The Obama administration dropped hints that it would form a separate new interagency terrorist interrogation unit last month, and formally announced the HIG just hours before the court-ordered release of the CIA Inspector General report on torture on Monday. Indeed, the HIG announcement was intended to show that the Obama administration is proactively looking to the future of US intelligence with a fresh new approach.

The HIG will be comprised of experts from around the national security community, but will be based at the Federal Bureau of Investigation, according to Spencer Ackerman at The Washington Independent.  The unit, which will not be subordinate to the Office of the Director of National Intelligence, will report directly to the National Security Council, further distancing the HIG from CIA and the intelligence community.

Nonetheless, the Obama administration is putting a collegial face on the reorganization of a key clandestine intelligence mission.  “The CIA is still going to play a very important role on the operational side,” an unnamed senior administration official told Ackerman.

Ackerman and others have reported that CIA “did not want” the HIG, but that’s sour-grapes parochialism talking, and it’s not as if CIA had much choice.  The Obama administration apparently believes that investigating the senior officials who authorized and managed the torture and detention program is politically untenable. Resuming the CIA interrogation and detention program would also have been politically untenable, especially in the aftermath of the IG torture report release, pending litigation related to torture and detention, and with pending legislation in both the House and the Senate promising even more scrutiny on detention and interrogation practices. So stripping CIA of the interrogation mission to form the new interagency HIG is the Obama administration’s gesture at fixing the problem.

More likely, CIA doesn’t want to share with FBI or any other agency a mission that it can’t own outright.  Recall that CIA, with its well-known ‘not invented here’ culture, has a long history of not playing nice with other government agencies, let alone other intelligence community agencies.  CIA’s Clandestine Service, formerly known as the Directorate of Operations, was responsible for the torture and detention program, and is especially notorious for jealously guarding its turf.  Earlier this year, for example, the Clandestine Service whined loudly via CIA Director Panetta when Director of National Intelligence Dennis Blair asserted that he might want to name his own picks as ranking US intelligence officers in overseas posts. Reportedly, Vice President Joe Biden has been called in to resolve the territorial dispute.

Still, Michael Scherer at Time reported in a piece titled “The CIA Says Good Riddance” that many in the agency are relieved to see the torture and detention program moved out of CIA. Indeed, many that I know from CIA--and I include myself--were revulsed by the program.

However, for all of the attention paid to CIA’s morale problems, carving off a small but symbolic chunk of clandestine counterterrorism operations and effectively giving it to the FBI will become part of the hallway lore of a CIA doomed to be put upon by cowardly and opportunistic politicians.
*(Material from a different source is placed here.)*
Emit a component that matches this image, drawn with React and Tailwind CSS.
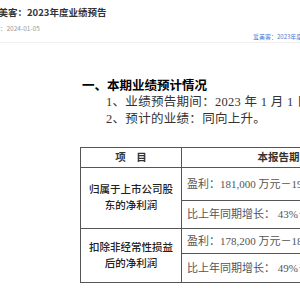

In the calculus of Beltway bureaucracy, losing a mission and attendant bureaucracy is a defeat.

Much of the reporting on CIA over the past year has portrayed the agency’s sagging hallway morale as a result of outside forces: investigative and journalistic scrutiny, appointment of outsider management like Panetta, bureaucratic encroachments from rival, or new, intelligence agencies.

Still other reports, like these at Pajamas Media and The Daily Beast, would have readers believe that the state of CIA morale, like the state of the Federal deficit, had been excellent, right up until the day Obama was sworn in as President.

But the “long faces” at CIA, as Congressional Quarterly’s Jeff Stein puts it, are as much a result of a failure of Bush administration CIA leadership. CIA rank and file have long been frustrated that their managers and appointed leaders went along with--certainly didn’t resist--hare-brained intelligence policy hatched by what Stein unforgettably calls “the Bush administration's armchair Torquemadas.”

Speaking of career intelligence managers who enabled Bush administration intelligence policy, the NSC official in charge of the HIG will be John Brennan, the guy Obama had to drop as his pick for CIA Director because of his well-documented support for Bush torture policies, among other problems. Sources claim Brennan is ‘repentant’ about his past involvement in torture, and the speech he gave on Obama’s terrorism policy at Washington think tank last month affirmed that stance.

However, Brennan will be a policy maker in direct control of an operational intelligence unit that will exist outside of customary chains of intelligence community command.  This new arrangement is a kind of legalized version of past policymaker-driven intelligence efforts that occurred out of channels, such as the infamous Reagan-era Iran-Contra affair. That the HIG will exist in that nether zone where executive privilege is afforded to policy makers, and even farther from the reach of judicial and legislative authority, is an invitation to future White House micromanagement of interrogations, politicization, and abuses of power.

The ‘neither fish nor fowl’ character of the HIG is also likely to prove a human resource problem.  Interagency centers have been dumping grounds for sub-par government employees in the past.  If FBI, CIA, DIA, or military personnel can count on having their careers stalled by an assignment to the HIG--which is what happens when government employees are seconded or detailed to posts in other agencies--the new organization simply will not attract the high-quality, conscientious intelligence officers needed to reverse an interrogation program sullied by torture and unprofessionalism.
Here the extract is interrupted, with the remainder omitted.